→ **Challenge**
Only the lines from the start of the data through the line with "number; strokeWidth?: number;" belong in the copy. Restate them word for word, minus the pictures.
^^^^^^^^^^^^^^^^
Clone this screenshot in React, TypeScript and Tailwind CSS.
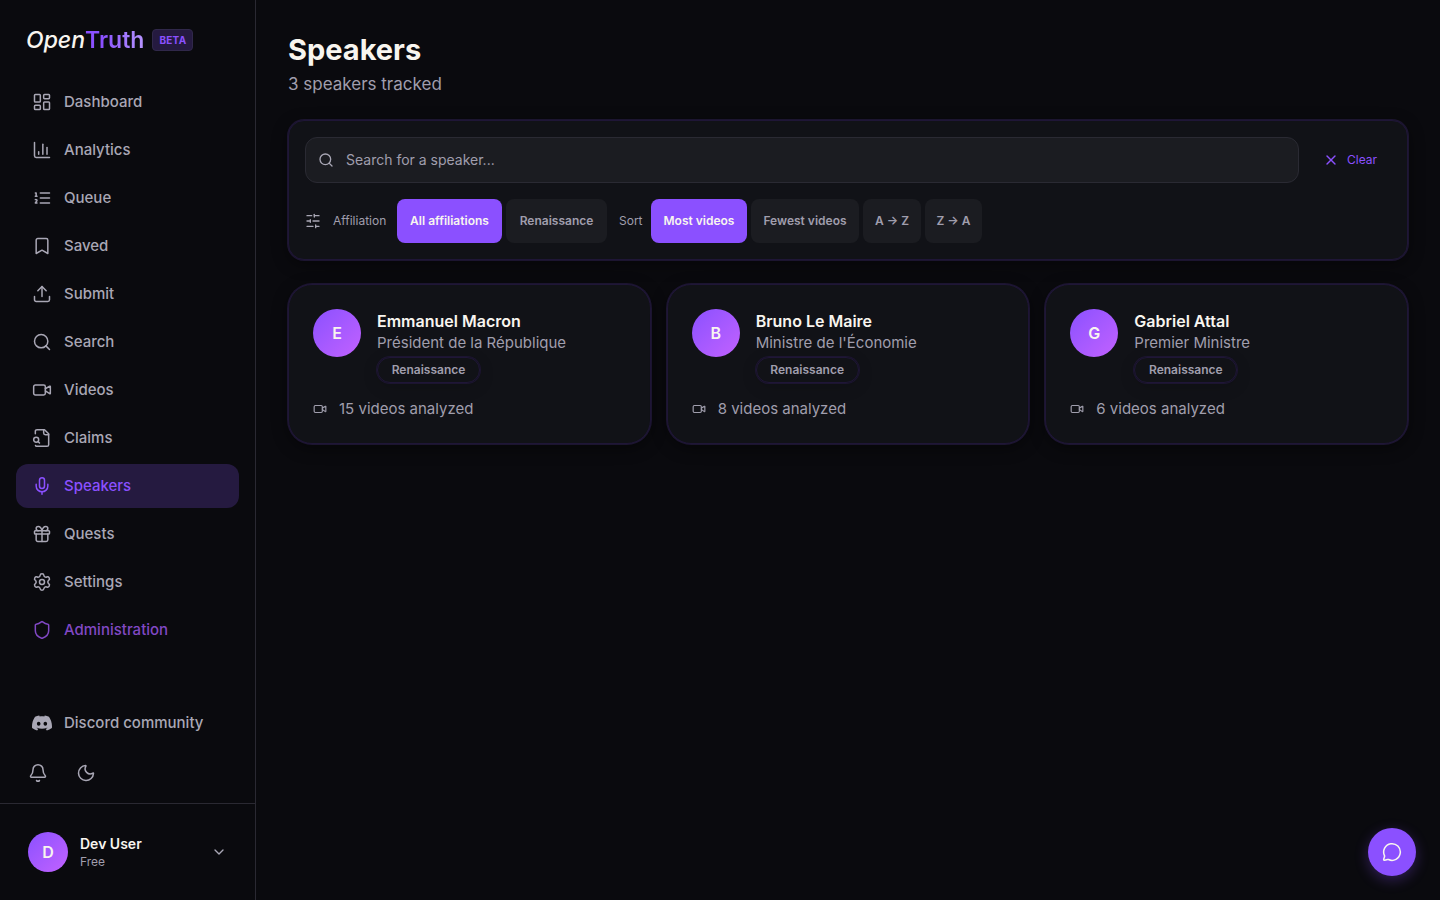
import React, { useState } from "react";
import {
    Bell,
    Bookmark,
    ChartColumn,
    ChevronDown,
    Gift,
    LayoutDashboard,
    MessageCircle,
    Mic,
    Moon,
    Search,
    Settings,
    Shield,
    Upload,
    Video,
    X,
} from "lucide-react";
import { SiDiscord } from "react-icons/si";

type IconProps = { size?: number; strokeWidth?: number; className?: string };

// Builds a stroked 24x24 icon for the shapes lucide draws differently
function strokeIcon(paths: string[], extra?: React.ReactNode) {
    return function Icon({ size = 20, strokeWidth = 2, className }: IconProps) {
        return (
            <svg
                width={size}
                height={size}
                viewBox="0 0 24 24"
                fill="none"
                stroke="currentColor"
                strokeWidth={strokeWidth}
                strokeLinecap="round"
                strokeLinejoin="round"
                className={className}
                aria-hidden="true"
            >
                {paths.map((d) => (
                    <path key={d} d={d} />
                ))}
                {extra}
            </svg>
        );
    };
}

const QueueIcon = strokeIcon([
    "M10 12h11",
    "M10 18h11",
    "M10 6h11",
    "M4 10h2",
    "M4 6h1v4",
    "M6 18H4c0-1 2-2 2-3s-1-1.5-2-1",
]);

const ClaimsIcon = strokeIcon(
    [
        "M14 2v4a2 2 0 0 0 2 2h4",
        "M4.268 21a2 2 0 0 0 1.727 1H18a2 2 0 0 0 2-2V7l-5-5H6a2 2 0 0 0-2 2v3",
        "m9 18-1.5-1.5",
    ],
    <circle cx="5" cy="14" r="3" />
);

const FiltersIcon = strokeIcon([
    "M21 4h-7",
    "M10 4H3",
    "M21 12h-9",
    "M8 12H3",
    "M21 20h-5",
    "M12 20H3",
    "M14 2v4",
    "M8 10v4",
    "M16 18v4",
]);

const navItems = [
    { label: "Dashboard", icon: LayoutDashboard },
    { label: "Analytics", icon: ChartColumn },
    { label: "Queue", icon: QueueIcon },
    { label: "Saved", icon: Bookmark },
    { label: "Submit", icon: Upload },
    { label: "Search", icon: Search },
    { label: "Videos", icon: Video },
    { label: "Claims", icon: ClaimsIcon },
    { label: "Speakers", icon: Mic, color: "bg-[#251a40] text-[#8b50ff]" },
    { label: "Quests", icon: Gift },
    { label: "Settings", icon: Settings },
    { label: "Administration", icon: Shield, color: "text-[#8148c4]" },
];

const affiliations = [
    { label: "All affiliations", width: "min-w-[105px]" },
    { label: "Renaissance", width: "min-w-[101px]" },
];

const sorts = [
    { label: "Most videos", width: "min-w-24" },
    { label: "Fewest videos", width: "min-w-[108px]" },
    { label: "A → Z", width: "min-w-[58px]" },
    { label: "Z → A", width: "min-w-[57px]" },
];

const speakers = [
    { name: "Emmanuel Macron", role: "Président de la République", party: "Renaissance", videos: 15 },
    { name: "Bruno Le Maire", role: "Ministre de l'Économie", party: "Renaissance", videos: 8 },
    { name: "Gabriel Attal", role: "Premier Ministre", party: "Renaissance", videos: 6 },
];

const cardStyle =
    "border border-[#1f1637] bg-[#111217] shadow-[0_0_0_1px_#1c1530,0_4px_16px_rgba(0,0,0,0.45)]";

type ChipProps = { label: string; width: string; active: boolean; onClick: () => void };

function Chip({ label, width, active, onClick }: ChipProps) {
    return (
        <button
            type="button"
            onClick={onClick}
            aria-pressed={active}
            className={`h-11 whitespace-nowrap rounded-lg px-2 text-xs font-semibold ${width} ${
                active ? "bg-[#8b50ff] text-[#f8f5ef]" : "bg-[#1b1c21] text-[#a09ead]"
            }`}
        >
            {label}
        </button>
    );
}

function Sidebar() {
    return (
        <aside className="sticky top-0 flex h-screen w-64 shrink-0 flex-col border-r border-[#2a2932]">
            <div className="flex h-20 shrink-0 items-center gap-2 px-[26px]">
                <a href="#" className="text-[23px] font-medium leading-8 text-[#f8f5ef]">
                    <span className="italic">Open</span>
                    <span className="bg-linear-to-r from-[#8b50ff] from-30% to-[#b794ff] bg-clip-text font-semibold text-transparent">
                        Truth
                    </span>
                </a>
                <span className="rounded border border-[#30284a] bg-[#251a40] px-1.5 py-0.5 text-[10px] font-bold leading-4 tracking-wide text-[#8b50ff]">
                    BETA
                </span>
            </div>

            <nav className="flex flex-1 flex-col gap-1 overflow-hidden px-4">
                {navItems.map(({ label, icon: Icon, color }) => (
                    <a
                        key={label}
                        href="#"
                        className={`flex h-11 shrink-0 items-center gap-3 rounded-xl px-4 text-[15px] font-medium ${
                            color ?? "text-[#a9a7b5]"
                        }`}
                    >
                        <Icon size={20} strokeWidth={1.8} />
                        {label}
                    </a>
                ))}
            </nav>

            <div className="flex flex-col gap-1.5 px-4 pb-2">
                <a href="#" className="flex h-11 items-center gap-3 rounded-xl px-4 text-[15px] font-medium text-[#a9a7b5]">
                    <SiDiscord size={20} />
                    Discord community
                </a>
                <div className="flex gap-1 text-[#a9a7b5]">
                    <button type="button" aria-label="Notifications" className="flex size-11 items-center justify-center">
                        <Bell size={20} strokeWidth={1.8} />
                    </button>
                    <button type="button" aria-label="Toggle theme" className="flex size-11 items-center justify-center">
                        <Moon size={20} strokeWidth={1.8} />
                    </button>
                </div>
            </div>

            <div className="border-t border-[#2a2932] p-4">
                <button type="button" className="flex w-full items-center gap-3 rounded-xl p-3 text-left">
                    <span className="flex size-10 items-center justify-center rounded-full bg-linear-to-br from-[#8b50ff] to-[#c261ff] font-semibold text-[#f8f5ef]">
                        D
                    </span>
                    <span className="flex flex-1 flex-col">
                        <span className="text-sm font-semibold leading-5 text-[#f8f5ef]">Dev User</span>
                        <span className="text-xs leading-4 text-[#a09ead]">Free</span>
                    </span>
                    <ChevronDown size={16} strokeWidth={2} className="text-[#a9a7b5]" />
                </button>
            </div>
        </aside>
    );
}

export default function App() {
    const [query, setQuery] = useState("");
    const [affiliation, setAffiliation] = useState("All affiliations");
    const [sort, setSort] = useState("Most videos");

    const clearFilters = () => {
        setQuery("");
        setAffiliation("All affiliations");
        setSort("Most videos");
    };

    return (
        <div className="flex min-h-screen bg-[#0a0a0e] font-['Inter','Liberation_Sans',sans-serif]">
            <Sidebar />

            <main className="min-w-0 flex-1 p-8">
                <h1 className="text-[29px] font-bold leading-9 text-[#f8f5ef]">Speakers</h1>
                <p className="mt-1 text-[17px] leading-6 text-[#a09ead]">3 speakers tracked</p>

                {/* Filters */}
                <section className={`mt-6 flex flex-col gap-4 rounded-2xl p-4 ${cardStyle}`}>
                    <div className="flex items-center gap-3">
                        <label className="flex h-[46px] flex-1 items-center gap-3 rounded-xl border border-[#2a2a33] bg-[#1b1c21] px-3">
                            <Search size={16} strokeWidth={2} className="text-[#a9a7b5]" />
                            <input
                                type="text"
                                aria-label="Search for a speaker"
                                value={query}
                                onChange={(e) => setQuery(e.target.value)}
                                placeholder="Search for a speaker..."
                                className="flex-1 bg-transparent text-sm text-[#f8f5ef] outline-none placeholder:text-[#a09ead]"
                            />
                        </label>
                        <button
                            type="button"
                            onClick={clearFilters}
                            className="flex h-11 min-w-20 items-center gap-2 px-3 text-xs text-[#8b50ff]"
                        >
                            <X size={16} strokeWidth={2} />
                            Clear
                        </button>
                    </div>

                    <div className="flex flex-wrap items-center gap-3 text-xs text-[#a09ead]">
                        <FiltersIcon size={16} strokeWidth={2} className="text-[#a9a7b5]" />
                        <div className="flex items-center gap-2">
                            <span className="min-w-14">Affiliation</span>
                            <div className="flex gap-1">
                                {affiliations.map((item) => (
                                    <Chip
                                        key={item.label}
                                        {...item}
                                        active={affiliation === item.label}
                                        onClick={() => setAffiliation(item.label)}
                                    />
                                ))}
                            </div>
                        </div>
                        <div className="flex items-center gap-2">
                            <span className="min-w-6">Sort</span>
                            <div className="flex gap-1">
                                {sorts.map((item) => (
                                    <Chip
                                        key={item.label}
                                        {...item}
                                        active={sort === item.label}
                                        onClick={() => setSort(item.label)}
                                    />
                                ))}
                            </div>
                        </div>
                    </div>
                </section>

                {/* Speaker cards */}
                <div className="mt-6 grid grid-cols-1 gap-4 md:grid-cols-2 lg:grid-cols-3">
                    {speakers.map((speaker) => (
                        <article key={speaker.name} className={`rounded-3xl p-6 ${cardStyle}`}>
                            <div className="flex items-start gap-4">
                                <div className="flex size-12 shrink-0 items-center justify-center rounded-full bg-linear-to-br from-[#8b50ff] to-[#c261ff] font-semibold text-[#f8f5ef]">
                                    {speaker.name[0]}
                                </div>
                                <div className="min-w-0">
                                    <h2 className="text-base font-semibold leading-6 text-[#f8f5ef]">{speaker.name}</h2>
                                    <p className="text-[15px] leading-5 text-[#a09ead]">{speaker.role}</p>
                                    <span className="mt-1 flex h-[26px] w-fit min-w-[103px] items-center justify-center rounded-full border border-[#1f1637] px-3 text-xs font-semibold text-[#a09ead] shadow-[0_0_0_1px_#1c1530,0_4px_16px_rgba(0,0,0,0.15)]">
                                        {speaker.party}
                                    </span>
                                </div>
                            </div>
                            <p className="mt-4 flex items-center gap-3 text-[15px] leading-5 text-[#a09ead]">
                                <Video size={14} strokeWidth={2} />
                                {speaker.videos} videos analyzed
                            </p>
                        </article>
                    ))}
                </div>
            </main>

            <button
                type="button"
                aria-label="Open chat"
                className="fixed bottom-6 right-6 flex size-12 items-center justify-center rounded-full bg-[#8b50ff] text-[#f8f5ef] shadow-[0_4px_14px_rgba(139,80,255,0.3)]"
            >
                <MessageCircle size={20} strokeWidth={1.8} />
            </button>
        </div>
    );
}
^^^^^^^^^^^^^^^^
→ **Complete answer**
Clone this screenshot in React, TypeScript and Tailwind CSS.
import React, { useState } from "react";
import {
    Bell,
    Bookmark,
    ChartColumn,
    ChevronDown,
    Gift,
    LayoutDashboard,
    MessageCircle,
    Mic,
    Moon,
    Search,
    Settings,
    Shield,
    Upload,
    Video,
    X,
} from "lucide-react";
import { SiDiscord } from "react-icons/si";

type IconProps = { size?: number; strokeWidth?: number; className?: string };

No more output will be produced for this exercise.